**REQUIRED TASK**.
Locate the string "that" throughout the material and copy every line in which it occurs.

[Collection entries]
##############################

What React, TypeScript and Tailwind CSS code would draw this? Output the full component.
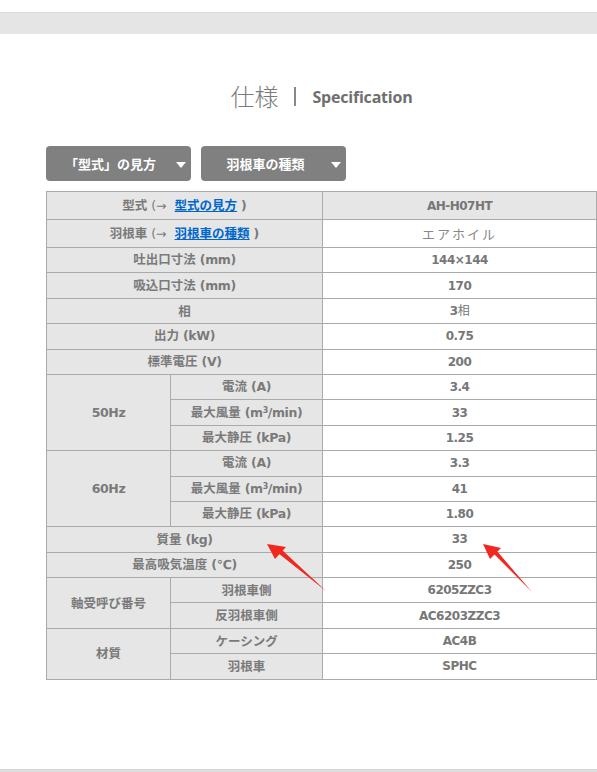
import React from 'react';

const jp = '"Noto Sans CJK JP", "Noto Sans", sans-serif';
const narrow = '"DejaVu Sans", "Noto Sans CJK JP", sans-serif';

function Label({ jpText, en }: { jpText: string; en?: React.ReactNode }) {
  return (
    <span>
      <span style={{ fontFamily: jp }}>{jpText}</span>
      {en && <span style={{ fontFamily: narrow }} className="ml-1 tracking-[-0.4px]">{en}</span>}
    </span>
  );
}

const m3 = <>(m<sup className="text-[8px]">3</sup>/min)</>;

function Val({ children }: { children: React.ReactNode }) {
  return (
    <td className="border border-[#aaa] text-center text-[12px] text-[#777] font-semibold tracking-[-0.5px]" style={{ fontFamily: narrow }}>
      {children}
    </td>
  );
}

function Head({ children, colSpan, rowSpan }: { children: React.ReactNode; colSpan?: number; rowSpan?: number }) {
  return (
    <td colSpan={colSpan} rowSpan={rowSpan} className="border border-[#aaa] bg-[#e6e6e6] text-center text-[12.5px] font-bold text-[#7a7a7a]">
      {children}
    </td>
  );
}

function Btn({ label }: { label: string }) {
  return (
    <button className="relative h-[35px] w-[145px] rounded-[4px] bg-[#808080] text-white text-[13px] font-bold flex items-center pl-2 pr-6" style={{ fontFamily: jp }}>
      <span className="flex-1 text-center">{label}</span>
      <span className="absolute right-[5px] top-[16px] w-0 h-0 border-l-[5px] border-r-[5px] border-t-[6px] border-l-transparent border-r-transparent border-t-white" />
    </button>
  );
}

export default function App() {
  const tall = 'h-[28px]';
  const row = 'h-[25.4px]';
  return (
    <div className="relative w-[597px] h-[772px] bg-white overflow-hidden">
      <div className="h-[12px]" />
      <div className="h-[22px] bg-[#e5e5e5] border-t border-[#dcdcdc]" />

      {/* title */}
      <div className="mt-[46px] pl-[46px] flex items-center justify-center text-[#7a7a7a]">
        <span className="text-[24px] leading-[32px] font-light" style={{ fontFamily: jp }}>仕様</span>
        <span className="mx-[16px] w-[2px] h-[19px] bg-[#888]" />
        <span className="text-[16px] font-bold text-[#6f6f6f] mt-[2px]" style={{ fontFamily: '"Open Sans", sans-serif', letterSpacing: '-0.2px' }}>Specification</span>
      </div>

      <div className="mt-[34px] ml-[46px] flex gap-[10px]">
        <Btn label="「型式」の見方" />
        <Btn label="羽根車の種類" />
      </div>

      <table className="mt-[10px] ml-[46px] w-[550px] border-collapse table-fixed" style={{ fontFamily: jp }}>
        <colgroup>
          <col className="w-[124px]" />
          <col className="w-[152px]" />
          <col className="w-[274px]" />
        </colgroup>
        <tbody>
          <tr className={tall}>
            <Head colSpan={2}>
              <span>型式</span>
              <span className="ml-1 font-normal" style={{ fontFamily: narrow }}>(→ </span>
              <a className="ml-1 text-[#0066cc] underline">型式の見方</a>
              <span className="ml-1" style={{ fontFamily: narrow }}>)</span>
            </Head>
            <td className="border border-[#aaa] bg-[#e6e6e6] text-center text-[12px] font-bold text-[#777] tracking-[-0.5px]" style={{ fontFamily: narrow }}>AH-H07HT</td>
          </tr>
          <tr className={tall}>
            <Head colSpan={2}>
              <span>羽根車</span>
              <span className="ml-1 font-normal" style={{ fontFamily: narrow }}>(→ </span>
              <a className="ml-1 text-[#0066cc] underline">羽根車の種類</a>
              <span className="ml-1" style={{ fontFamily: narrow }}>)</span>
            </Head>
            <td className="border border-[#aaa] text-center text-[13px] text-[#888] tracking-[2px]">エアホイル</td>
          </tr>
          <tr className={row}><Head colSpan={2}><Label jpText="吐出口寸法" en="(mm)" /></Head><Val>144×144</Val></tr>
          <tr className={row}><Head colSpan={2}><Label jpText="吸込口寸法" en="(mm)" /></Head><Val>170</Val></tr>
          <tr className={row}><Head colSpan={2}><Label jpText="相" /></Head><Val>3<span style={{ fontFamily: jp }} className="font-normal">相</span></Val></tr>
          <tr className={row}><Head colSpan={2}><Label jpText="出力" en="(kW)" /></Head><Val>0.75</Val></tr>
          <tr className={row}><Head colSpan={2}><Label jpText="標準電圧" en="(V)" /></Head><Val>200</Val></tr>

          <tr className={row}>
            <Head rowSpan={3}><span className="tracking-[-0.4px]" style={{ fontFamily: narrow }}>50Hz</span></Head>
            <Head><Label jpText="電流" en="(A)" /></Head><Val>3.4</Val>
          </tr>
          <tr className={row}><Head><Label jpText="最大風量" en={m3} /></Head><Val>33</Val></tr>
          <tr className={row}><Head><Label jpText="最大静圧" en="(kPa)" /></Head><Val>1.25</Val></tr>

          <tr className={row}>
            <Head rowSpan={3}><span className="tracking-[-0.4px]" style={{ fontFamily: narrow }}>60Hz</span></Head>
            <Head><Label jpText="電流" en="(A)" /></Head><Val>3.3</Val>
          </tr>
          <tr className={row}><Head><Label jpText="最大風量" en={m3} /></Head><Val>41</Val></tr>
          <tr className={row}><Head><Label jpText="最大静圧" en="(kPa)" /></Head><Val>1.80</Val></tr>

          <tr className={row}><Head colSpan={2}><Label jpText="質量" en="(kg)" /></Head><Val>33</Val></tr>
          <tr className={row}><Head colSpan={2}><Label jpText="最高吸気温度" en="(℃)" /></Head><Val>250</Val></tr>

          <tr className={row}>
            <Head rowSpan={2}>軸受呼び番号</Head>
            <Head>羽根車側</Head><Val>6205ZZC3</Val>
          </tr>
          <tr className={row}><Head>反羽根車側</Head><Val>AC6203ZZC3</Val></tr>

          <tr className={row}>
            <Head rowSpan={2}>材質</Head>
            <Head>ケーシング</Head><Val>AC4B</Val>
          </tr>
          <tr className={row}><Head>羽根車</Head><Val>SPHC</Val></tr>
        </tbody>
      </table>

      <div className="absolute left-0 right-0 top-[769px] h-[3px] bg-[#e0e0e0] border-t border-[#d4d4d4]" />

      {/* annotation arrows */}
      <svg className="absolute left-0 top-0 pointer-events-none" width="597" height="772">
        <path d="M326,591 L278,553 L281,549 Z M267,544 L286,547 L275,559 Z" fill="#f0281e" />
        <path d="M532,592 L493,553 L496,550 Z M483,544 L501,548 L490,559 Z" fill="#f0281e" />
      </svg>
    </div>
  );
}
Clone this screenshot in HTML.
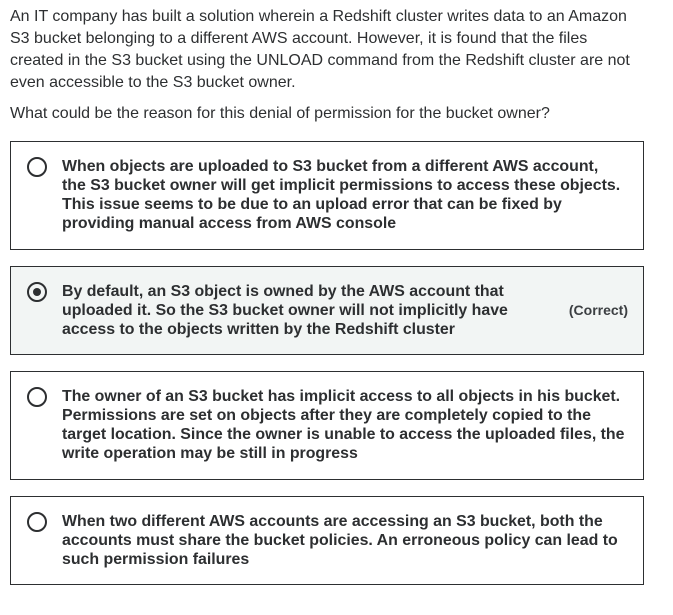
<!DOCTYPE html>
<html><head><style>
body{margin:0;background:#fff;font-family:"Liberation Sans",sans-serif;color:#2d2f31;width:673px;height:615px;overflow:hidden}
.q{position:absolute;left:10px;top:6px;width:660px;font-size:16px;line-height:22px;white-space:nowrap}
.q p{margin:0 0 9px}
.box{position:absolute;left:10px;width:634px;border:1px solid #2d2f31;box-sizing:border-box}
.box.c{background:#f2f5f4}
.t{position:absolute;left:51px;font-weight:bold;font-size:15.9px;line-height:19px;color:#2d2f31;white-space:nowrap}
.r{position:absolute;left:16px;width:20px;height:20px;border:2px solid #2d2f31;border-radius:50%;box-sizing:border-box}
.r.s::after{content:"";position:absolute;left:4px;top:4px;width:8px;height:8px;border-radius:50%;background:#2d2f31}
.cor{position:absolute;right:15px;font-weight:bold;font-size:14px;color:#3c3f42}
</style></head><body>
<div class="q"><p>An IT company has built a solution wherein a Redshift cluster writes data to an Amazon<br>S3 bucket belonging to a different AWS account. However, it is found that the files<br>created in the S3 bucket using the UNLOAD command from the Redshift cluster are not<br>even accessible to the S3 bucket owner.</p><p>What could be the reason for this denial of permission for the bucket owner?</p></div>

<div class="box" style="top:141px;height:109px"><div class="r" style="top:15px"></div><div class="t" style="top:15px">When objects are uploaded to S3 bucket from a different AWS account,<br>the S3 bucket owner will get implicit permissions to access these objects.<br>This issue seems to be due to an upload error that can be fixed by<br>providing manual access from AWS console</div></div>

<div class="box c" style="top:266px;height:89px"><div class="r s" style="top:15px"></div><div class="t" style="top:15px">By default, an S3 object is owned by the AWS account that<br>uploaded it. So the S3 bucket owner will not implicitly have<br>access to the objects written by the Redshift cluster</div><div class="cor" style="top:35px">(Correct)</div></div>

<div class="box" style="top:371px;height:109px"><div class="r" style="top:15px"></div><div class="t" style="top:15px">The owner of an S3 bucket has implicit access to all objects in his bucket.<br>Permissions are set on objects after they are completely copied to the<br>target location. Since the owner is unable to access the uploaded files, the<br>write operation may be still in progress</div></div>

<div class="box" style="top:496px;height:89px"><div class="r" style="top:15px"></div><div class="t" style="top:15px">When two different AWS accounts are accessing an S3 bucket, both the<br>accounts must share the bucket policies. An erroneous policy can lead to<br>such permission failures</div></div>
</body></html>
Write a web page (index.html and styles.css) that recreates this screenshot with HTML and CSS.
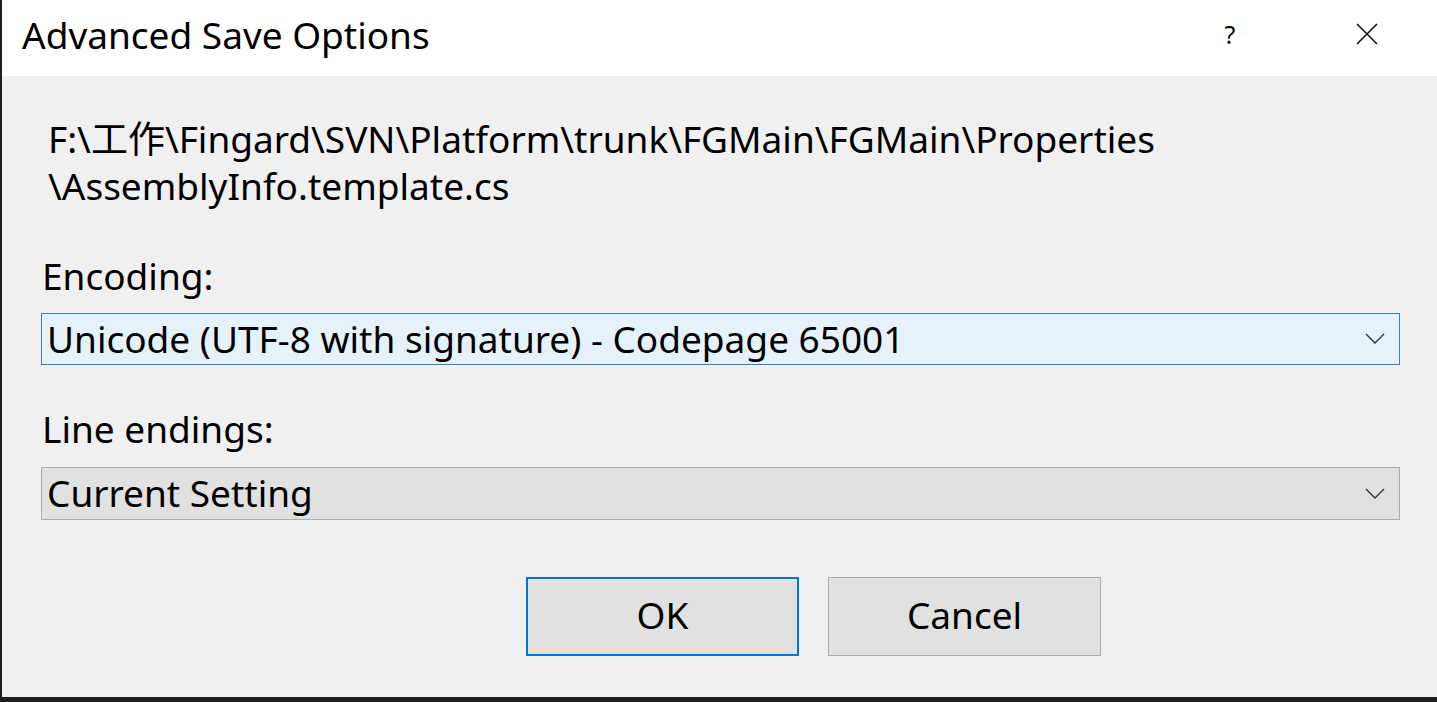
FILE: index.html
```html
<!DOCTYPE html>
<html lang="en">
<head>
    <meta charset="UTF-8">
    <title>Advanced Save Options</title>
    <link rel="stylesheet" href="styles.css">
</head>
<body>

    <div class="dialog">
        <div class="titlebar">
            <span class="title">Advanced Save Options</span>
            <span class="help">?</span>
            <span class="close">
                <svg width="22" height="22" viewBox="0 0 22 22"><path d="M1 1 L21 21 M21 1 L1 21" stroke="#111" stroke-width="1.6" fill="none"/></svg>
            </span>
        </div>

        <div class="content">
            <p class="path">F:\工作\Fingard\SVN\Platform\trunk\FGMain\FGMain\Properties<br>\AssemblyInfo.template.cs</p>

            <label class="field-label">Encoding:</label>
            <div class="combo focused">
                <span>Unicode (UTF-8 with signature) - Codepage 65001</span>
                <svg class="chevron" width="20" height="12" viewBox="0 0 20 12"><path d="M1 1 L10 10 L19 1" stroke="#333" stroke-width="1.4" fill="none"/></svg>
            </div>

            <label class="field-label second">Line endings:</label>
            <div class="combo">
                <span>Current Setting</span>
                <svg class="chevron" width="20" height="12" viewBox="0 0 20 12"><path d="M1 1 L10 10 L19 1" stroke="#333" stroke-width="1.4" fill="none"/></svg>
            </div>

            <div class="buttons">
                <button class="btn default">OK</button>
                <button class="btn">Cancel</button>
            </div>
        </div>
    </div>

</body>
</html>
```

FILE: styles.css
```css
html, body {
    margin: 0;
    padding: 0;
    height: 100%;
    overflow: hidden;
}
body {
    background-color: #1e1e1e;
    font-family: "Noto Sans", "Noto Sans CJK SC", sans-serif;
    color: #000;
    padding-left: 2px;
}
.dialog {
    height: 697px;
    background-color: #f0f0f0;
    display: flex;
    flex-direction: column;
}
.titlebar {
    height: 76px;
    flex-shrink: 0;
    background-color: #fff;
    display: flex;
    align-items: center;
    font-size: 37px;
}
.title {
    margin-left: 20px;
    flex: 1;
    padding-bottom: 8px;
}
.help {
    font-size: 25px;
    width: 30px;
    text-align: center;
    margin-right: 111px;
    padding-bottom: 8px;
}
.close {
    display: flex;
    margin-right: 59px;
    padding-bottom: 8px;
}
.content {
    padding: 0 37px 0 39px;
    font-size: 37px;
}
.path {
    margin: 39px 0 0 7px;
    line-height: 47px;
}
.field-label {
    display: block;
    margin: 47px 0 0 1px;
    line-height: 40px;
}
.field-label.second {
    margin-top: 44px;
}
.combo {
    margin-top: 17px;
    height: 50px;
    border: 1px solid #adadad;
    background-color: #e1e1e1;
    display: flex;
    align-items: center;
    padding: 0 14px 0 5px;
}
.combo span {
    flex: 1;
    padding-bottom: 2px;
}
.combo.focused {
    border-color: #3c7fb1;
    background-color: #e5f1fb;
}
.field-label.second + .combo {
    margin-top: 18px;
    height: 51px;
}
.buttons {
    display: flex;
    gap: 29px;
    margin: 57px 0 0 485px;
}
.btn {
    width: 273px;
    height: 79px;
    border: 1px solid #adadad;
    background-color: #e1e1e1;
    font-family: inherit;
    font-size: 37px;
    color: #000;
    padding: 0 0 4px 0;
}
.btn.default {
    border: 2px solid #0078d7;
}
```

##############################

**SOLUTION FOR THIS EXERCISE**.
<div class="q"><p>An IT company has built a solution wherein a Redshift cluster writes data to an Amazon<br>S3 bucket belonging to a different AWS account. However, it is found that the files<br>created in the S3 bucket using the UNLOAD command from the Redshift cluster are not<br>even accessible to the S3 bucket owner.</p><p>What could be the reason for this denial of permission for the bucket owner?</p></div>
<div class="box" style="top:141px;height:109px"><div class="r" style="top:15px"></div><div class="t" style="top:15px">When objects are uploaded to S3 bucket from a different AWS account,<br>the S3 bucket owner will get implicit permissions to access these objects.<br>This issue seems to be due to an upload error that can be fixed by<br>providing manual access from AWS console</div></div>
<div class="box c" style="top:266px;height:89px"><div class="r s" style="top:15px"></div><div class="t" style="top:15px">By default, an S3 object is owned by the AWS account that<br>uploaded it. So the S3 bucket owner will not implicitly have<br>access to the objects written by the Redshift cluster</div><div class="cor" style="top:35px">(Correct)</div></div>
Write a web page (index.html and styles.css) that recreates this screenshot with HTML and CSS.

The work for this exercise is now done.